Work to do:
Repeat only the lines from the line containing "Output the component" through the line containing "const items = [0, 1, 2];", both included, exactly as they stand.

Exercise inputs:
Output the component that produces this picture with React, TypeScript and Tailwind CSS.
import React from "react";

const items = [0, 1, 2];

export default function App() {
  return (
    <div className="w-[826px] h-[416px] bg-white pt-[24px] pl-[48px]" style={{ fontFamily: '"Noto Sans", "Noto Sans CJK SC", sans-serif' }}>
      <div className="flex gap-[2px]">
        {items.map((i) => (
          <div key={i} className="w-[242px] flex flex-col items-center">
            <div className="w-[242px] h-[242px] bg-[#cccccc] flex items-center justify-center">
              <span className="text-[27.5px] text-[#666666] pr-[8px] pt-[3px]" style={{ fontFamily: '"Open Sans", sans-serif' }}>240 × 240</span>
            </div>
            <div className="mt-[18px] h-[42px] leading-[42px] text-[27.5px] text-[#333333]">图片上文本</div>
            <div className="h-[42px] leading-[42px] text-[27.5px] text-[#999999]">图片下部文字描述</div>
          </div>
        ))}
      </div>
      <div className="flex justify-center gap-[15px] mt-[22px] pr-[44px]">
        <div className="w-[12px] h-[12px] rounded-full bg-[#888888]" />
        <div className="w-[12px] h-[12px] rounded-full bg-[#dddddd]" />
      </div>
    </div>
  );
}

---

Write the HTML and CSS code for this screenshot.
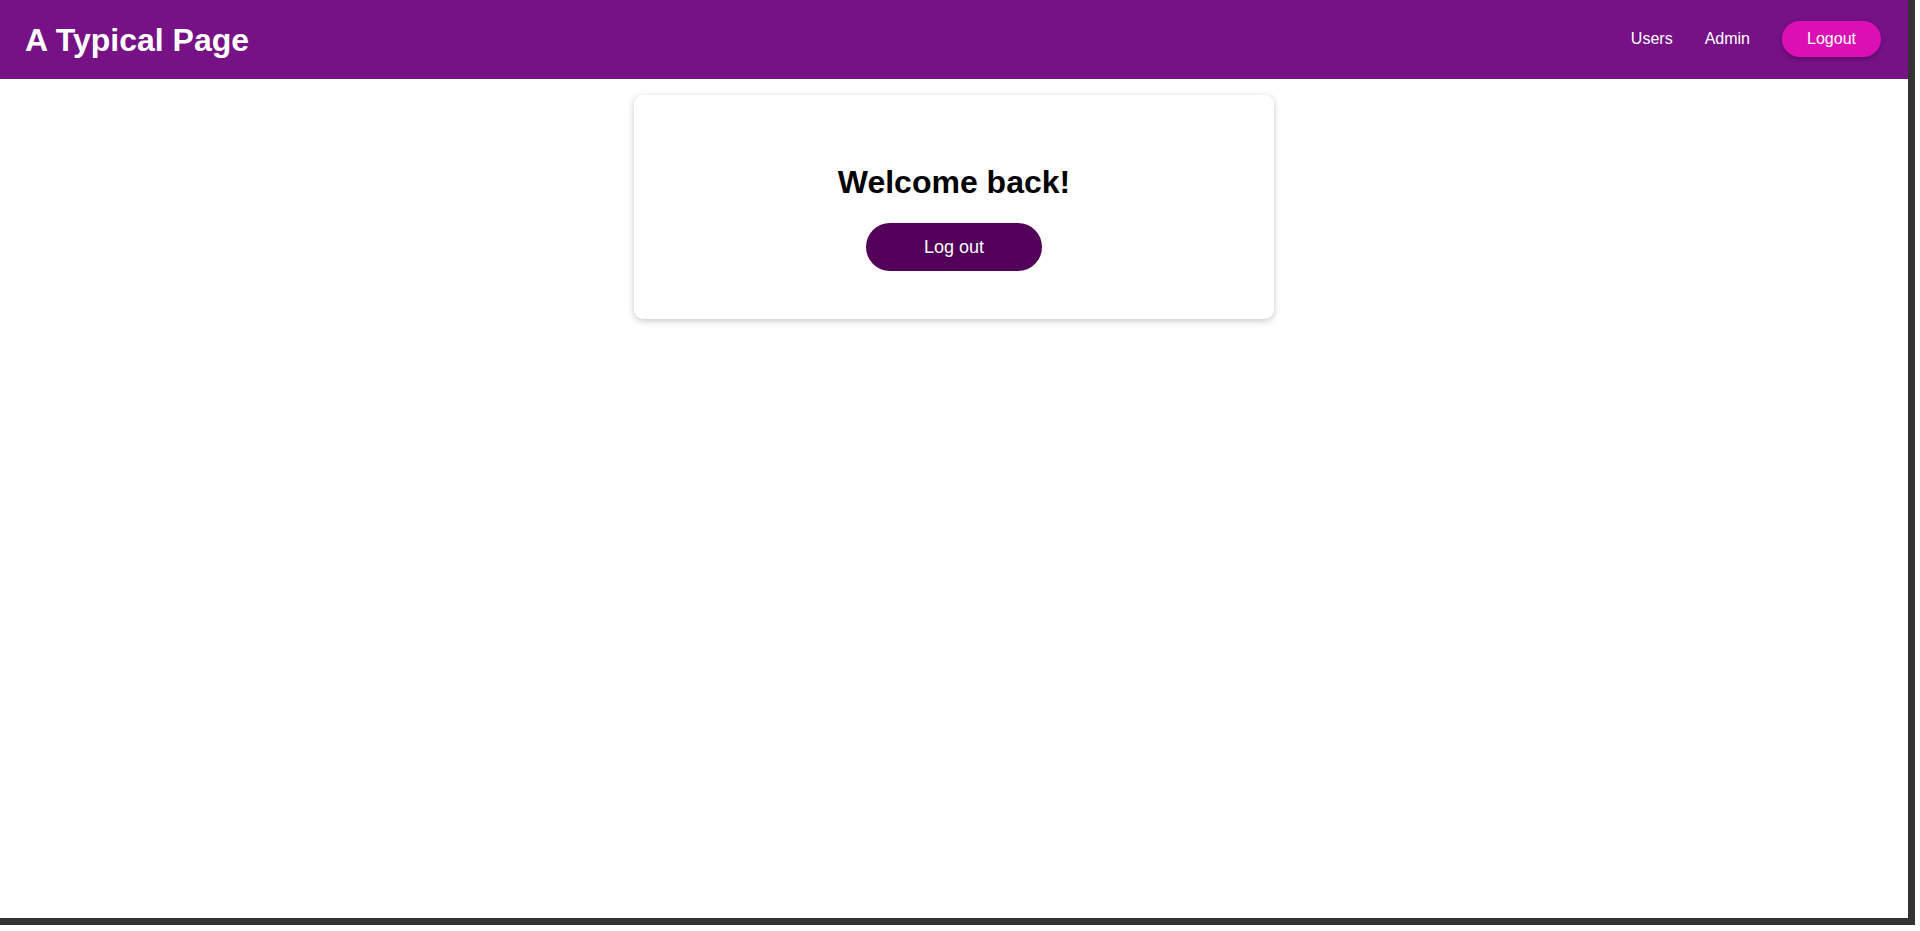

Answer to the exercise:
Output the component that produces this picture with React, TypeScript and Tailwind CSS.
import React from "react";

const items = [0, 1, 2];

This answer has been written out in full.